The problem is, not every sign of the apocalypse comes to fruition. Sometimes, a useful hack outlives its purpose, but isn’t worth the time and effort to fix (and never will be). Often there’s a real problem, but the proposed solution is way out of line with the requirements (“let’s develop our own proprietary technology to overcome a well-understood and easily solvable problem!”), is painfully naive (“let’s uncritically follow this advice I read in a comment thread on HackerNews!”), or merely serves to identify the advocate’s personal interests (“let’s rewrite the software in Ook!“).

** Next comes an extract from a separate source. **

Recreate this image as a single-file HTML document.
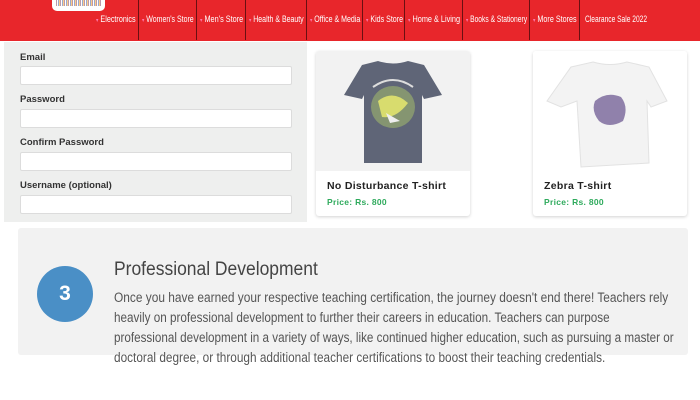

But where does this leave us? I think it can be useful to think of growing, looming problems as being one of two different types: sacred cows or overdue library books. The first type occurs because someone with the ability to say so has decided that this is the one true path. Our company culture states X, and therefore we will fit the solution to every problem to X, no matter what. Sacred cows can be extremely frustrating, because there isn’t much you can do about them, less a highly public and bruising political fight which you’re likely to lose. There’s an important corollary, though – sacred cows start their lives as decisions, and frequently have good reasons behind them. After a while, they become part of the background noise, and no one thinks to communicate the why any more – they simply are. When you disagree with a sacred cow, take the time to really understand the reasoning behind it. Maybe you’ll agree and be converted. Maybe you’ll gain some respect for the other viewpoint. And if you still choose to fight, at least you’ll have all the facts, and won’t spend time tilting at windmills that only exist in your mind.
Overdue library books are trickier. These have the most potential to go through the three stages outlined above. These are the problems that grow slowly over time, frogs enjoying leisurely baths in gradually warming waters. The problem is that there isn’t one point at which you go from mild discomfort to agonizing pain – it’s a continuum that people experience differently, and the default high level position is always to prioritize projects that increase revenue, improve user experience, etc. Late-night heroics to keep the servers from falling over, hacks layered on sedimentary hacks to glue together pieces of code that should never know each other, much less intertwingle, last minute saves and near misses, are always going to have less visibility than product wins, but waiting until the team’s luck runs out before taking a stand is the worst possible strategy. Each team usually knows what beast slouches towards its own personal Bethlehem. For these, the answer is usually to start communicating the problem – and a solution – early, often, and with increasing volume.